### [To do]
Count how many lines of the data below contain the string "full"; the reply should be that number alone.

### [Working data]

# # # # #

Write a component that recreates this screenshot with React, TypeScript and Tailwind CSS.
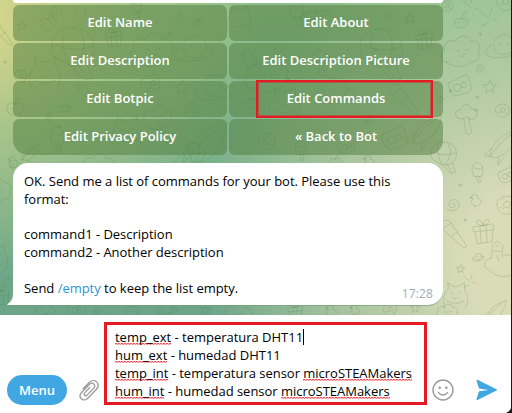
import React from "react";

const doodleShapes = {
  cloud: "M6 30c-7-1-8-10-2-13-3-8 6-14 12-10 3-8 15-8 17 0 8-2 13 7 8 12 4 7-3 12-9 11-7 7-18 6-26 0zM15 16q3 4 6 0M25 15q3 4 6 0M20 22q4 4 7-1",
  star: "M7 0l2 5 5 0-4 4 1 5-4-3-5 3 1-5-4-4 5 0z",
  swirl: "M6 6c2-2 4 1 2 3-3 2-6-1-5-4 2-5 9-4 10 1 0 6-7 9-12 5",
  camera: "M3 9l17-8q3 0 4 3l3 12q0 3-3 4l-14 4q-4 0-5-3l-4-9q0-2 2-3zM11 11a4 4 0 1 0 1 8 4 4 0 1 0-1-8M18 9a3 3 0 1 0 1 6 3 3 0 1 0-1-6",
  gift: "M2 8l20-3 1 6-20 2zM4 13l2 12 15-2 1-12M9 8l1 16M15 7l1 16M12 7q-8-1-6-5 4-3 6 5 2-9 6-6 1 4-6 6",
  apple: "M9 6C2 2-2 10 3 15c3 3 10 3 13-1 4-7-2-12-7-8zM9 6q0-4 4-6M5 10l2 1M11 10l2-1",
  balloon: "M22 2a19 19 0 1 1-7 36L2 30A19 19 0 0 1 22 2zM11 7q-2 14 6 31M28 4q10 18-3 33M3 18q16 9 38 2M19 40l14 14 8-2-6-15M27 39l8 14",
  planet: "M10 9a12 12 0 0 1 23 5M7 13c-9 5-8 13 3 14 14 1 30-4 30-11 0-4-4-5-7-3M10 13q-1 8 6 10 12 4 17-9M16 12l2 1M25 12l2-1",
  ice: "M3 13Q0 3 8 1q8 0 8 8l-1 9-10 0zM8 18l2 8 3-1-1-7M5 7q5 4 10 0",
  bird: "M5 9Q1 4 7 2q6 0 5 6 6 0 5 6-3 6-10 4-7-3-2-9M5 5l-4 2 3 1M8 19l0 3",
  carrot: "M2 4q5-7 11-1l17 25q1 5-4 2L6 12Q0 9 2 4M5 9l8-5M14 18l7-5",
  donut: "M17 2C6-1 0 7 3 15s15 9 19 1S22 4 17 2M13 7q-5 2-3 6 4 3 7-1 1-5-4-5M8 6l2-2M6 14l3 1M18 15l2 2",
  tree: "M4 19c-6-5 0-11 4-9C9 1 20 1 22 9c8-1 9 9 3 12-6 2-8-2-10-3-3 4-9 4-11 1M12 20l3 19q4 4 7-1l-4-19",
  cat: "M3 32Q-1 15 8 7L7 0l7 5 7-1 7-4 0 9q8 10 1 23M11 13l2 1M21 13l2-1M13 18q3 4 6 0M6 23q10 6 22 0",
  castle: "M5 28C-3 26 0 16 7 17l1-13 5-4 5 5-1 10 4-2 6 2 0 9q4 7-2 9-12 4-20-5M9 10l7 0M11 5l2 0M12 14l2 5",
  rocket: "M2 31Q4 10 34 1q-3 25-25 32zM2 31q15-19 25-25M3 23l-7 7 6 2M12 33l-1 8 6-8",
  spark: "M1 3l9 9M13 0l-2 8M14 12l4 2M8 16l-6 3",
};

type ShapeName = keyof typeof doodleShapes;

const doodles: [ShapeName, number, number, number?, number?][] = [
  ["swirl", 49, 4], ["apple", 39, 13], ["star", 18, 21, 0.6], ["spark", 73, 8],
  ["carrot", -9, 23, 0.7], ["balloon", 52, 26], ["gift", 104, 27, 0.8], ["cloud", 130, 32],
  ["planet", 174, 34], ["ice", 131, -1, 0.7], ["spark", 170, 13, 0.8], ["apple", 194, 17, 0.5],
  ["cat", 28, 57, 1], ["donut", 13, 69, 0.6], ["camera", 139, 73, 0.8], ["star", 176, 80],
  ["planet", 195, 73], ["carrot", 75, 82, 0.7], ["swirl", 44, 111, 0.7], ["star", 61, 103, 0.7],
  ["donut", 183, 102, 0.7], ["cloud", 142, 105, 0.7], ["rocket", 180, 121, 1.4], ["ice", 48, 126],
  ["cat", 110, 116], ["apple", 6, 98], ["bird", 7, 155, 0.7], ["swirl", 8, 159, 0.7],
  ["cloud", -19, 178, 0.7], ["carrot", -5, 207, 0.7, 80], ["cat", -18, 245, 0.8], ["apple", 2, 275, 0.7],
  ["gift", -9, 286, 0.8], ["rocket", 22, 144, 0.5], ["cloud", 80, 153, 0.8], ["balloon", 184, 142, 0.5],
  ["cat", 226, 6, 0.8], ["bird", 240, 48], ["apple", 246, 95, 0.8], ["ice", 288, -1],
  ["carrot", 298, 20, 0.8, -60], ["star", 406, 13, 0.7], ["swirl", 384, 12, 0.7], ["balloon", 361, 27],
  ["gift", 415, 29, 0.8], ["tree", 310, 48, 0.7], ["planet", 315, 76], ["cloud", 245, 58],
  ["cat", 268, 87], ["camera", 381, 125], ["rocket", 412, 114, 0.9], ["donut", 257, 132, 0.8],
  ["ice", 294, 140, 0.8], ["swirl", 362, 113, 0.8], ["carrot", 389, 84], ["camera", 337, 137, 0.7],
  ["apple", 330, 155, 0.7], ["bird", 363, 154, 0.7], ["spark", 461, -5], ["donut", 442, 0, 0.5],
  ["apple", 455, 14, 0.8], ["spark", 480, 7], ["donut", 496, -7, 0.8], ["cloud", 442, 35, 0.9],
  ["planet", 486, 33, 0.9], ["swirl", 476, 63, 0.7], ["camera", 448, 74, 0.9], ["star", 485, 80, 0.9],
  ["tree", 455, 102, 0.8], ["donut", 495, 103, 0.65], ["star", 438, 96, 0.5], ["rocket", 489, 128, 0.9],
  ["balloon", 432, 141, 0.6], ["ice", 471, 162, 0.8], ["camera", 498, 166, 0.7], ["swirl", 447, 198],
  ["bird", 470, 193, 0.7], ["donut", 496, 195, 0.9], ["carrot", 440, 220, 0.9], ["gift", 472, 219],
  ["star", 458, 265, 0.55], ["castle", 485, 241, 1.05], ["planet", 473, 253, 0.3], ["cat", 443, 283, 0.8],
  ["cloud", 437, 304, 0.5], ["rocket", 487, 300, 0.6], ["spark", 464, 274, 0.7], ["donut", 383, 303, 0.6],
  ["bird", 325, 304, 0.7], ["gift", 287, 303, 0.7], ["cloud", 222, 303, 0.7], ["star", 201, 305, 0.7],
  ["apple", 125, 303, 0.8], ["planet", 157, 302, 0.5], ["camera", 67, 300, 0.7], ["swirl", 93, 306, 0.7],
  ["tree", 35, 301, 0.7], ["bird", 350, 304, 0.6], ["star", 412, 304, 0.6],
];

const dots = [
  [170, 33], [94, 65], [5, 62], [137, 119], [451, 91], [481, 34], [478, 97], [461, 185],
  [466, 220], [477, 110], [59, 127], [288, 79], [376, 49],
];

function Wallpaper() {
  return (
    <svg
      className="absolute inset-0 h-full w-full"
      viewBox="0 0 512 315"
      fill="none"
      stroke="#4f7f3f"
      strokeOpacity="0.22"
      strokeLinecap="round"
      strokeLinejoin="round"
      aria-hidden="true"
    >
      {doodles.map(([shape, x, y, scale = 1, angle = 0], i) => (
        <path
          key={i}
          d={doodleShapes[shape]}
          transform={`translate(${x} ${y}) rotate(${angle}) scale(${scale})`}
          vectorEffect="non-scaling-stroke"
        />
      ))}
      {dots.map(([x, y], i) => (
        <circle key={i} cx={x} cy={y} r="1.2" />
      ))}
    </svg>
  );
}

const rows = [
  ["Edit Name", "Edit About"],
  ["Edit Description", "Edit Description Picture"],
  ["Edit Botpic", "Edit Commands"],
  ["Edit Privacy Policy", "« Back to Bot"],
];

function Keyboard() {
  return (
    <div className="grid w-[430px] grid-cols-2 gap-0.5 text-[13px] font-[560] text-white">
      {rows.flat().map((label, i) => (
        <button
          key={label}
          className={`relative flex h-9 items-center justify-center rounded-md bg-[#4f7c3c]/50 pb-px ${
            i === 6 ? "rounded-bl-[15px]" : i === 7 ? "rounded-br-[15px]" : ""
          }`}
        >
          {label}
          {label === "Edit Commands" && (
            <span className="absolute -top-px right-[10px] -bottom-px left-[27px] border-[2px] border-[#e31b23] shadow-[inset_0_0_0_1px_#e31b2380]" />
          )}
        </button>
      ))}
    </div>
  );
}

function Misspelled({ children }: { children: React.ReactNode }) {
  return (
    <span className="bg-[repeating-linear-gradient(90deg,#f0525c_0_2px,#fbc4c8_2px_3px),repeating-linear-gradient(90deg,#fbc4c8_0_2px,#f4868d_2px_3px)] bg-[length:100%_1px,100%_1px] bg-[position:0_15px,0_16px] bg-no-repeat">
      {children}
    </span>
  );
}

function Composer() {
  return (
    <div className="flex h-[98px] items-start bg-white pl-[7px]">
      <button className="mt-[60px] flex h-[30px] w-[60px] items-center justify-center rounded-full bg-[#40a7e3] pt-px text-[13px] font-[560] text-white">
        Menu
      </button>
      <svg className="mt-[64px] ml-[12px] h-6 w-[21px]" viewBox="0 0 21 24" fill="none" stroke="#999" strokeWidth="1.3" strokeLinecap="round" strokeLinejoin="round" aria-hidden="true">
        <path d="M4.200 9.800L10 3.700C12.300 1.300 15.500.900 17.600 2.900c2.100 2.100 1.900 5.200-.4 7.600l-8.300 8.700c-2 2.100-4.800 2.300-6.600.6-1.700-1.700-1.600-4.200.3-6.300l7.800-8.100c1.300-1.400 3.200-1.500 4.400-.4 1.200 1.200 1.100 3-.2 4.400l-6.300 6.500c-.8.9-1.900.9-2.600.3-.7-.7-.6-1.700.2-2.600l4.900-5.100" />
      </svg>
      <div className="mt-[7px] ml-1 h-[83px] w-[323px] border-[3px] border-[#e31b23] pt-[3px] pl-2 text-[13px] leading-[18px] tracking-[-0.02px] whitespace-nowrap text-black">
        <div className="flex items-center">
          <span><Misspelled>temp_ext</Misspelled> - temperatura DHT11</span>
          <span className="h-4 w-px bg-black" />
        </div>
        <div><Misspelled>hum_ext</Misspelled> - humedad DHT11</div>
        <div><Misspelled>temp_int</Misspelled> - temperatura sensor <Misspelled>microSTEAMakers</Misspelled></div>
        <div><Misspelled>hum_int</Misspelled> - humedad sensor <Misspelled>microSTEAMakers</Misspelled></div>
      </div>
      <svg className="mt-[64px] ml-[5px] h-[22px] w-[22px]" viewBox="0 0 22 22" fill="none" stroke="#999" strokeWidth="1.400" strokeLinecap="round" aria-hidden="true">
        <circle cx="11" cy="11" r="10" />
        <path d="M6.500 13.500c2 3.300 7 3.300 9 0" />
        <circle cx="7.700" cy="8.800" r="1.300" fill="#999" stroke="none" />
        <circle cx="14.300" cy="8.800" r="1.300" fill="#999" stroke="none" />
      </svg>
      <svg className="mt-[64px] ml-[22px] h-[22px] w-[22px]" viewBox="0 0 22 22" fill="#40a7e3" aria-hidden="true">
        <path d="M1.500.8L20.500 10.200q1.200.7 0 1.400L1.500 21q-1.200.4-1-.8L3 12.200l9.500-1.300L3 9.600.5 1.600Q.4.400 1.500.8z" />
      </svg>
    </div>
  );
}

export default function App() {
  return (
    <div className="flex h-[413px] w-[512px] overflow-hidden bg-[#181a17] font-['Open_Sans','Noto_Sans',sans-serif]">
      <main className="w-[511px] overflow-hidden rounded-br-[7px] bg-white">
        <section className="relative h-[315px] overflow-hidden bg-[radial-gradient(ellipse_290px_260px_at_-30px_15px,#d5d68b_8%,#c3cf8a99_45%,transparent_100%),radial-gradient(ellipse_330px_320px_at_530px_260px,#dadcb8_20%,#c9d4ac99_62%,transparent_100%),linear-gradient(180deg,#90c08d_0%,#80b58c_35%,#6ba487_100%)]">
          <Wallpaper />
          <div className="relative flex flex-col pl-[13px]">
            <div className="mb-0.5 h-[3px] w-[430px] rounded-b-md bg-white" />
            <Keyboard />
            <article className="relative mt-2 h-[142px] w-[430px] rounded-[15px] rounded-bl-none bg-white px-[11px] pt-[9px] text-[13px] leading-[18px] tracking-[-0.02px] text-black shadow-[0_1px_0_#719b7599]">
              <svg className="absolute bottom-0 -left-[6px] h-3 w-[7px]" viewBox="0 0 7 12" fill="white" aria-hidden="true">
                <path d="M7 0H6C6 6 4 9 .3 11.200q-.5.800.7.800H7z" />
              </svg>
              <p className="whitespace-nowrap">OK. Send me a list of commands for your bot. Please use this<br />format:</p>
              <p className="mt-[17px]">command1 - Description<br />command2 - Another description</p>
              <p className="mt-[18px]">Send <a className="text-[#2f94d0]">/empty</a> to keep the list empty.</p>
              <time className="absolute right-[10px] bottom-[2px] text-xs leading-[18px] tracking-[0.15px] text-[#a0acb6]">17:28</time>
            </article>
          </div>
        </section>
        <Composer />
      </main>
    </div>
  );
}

# # # # #

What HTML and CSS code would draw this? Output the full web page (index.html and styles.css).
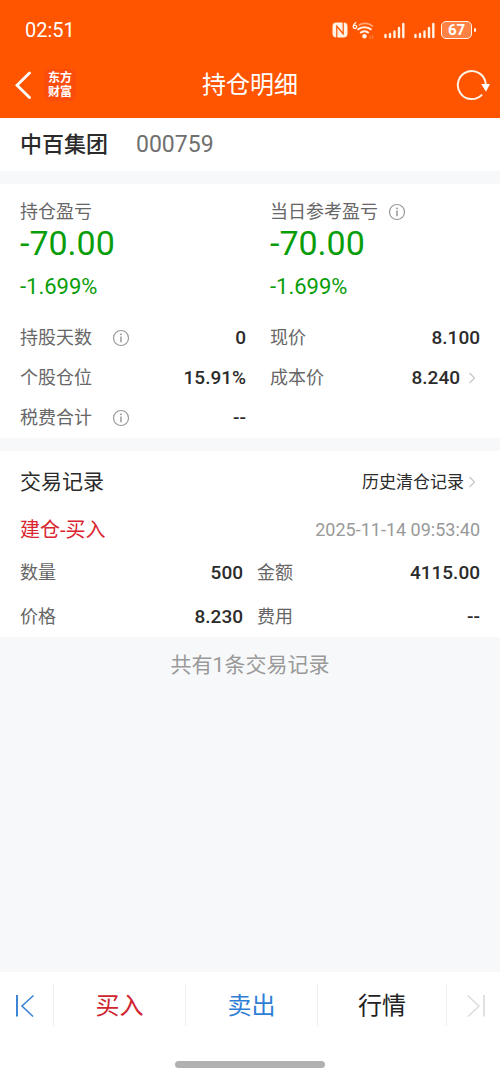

# # # # #

### [Output of the task]
3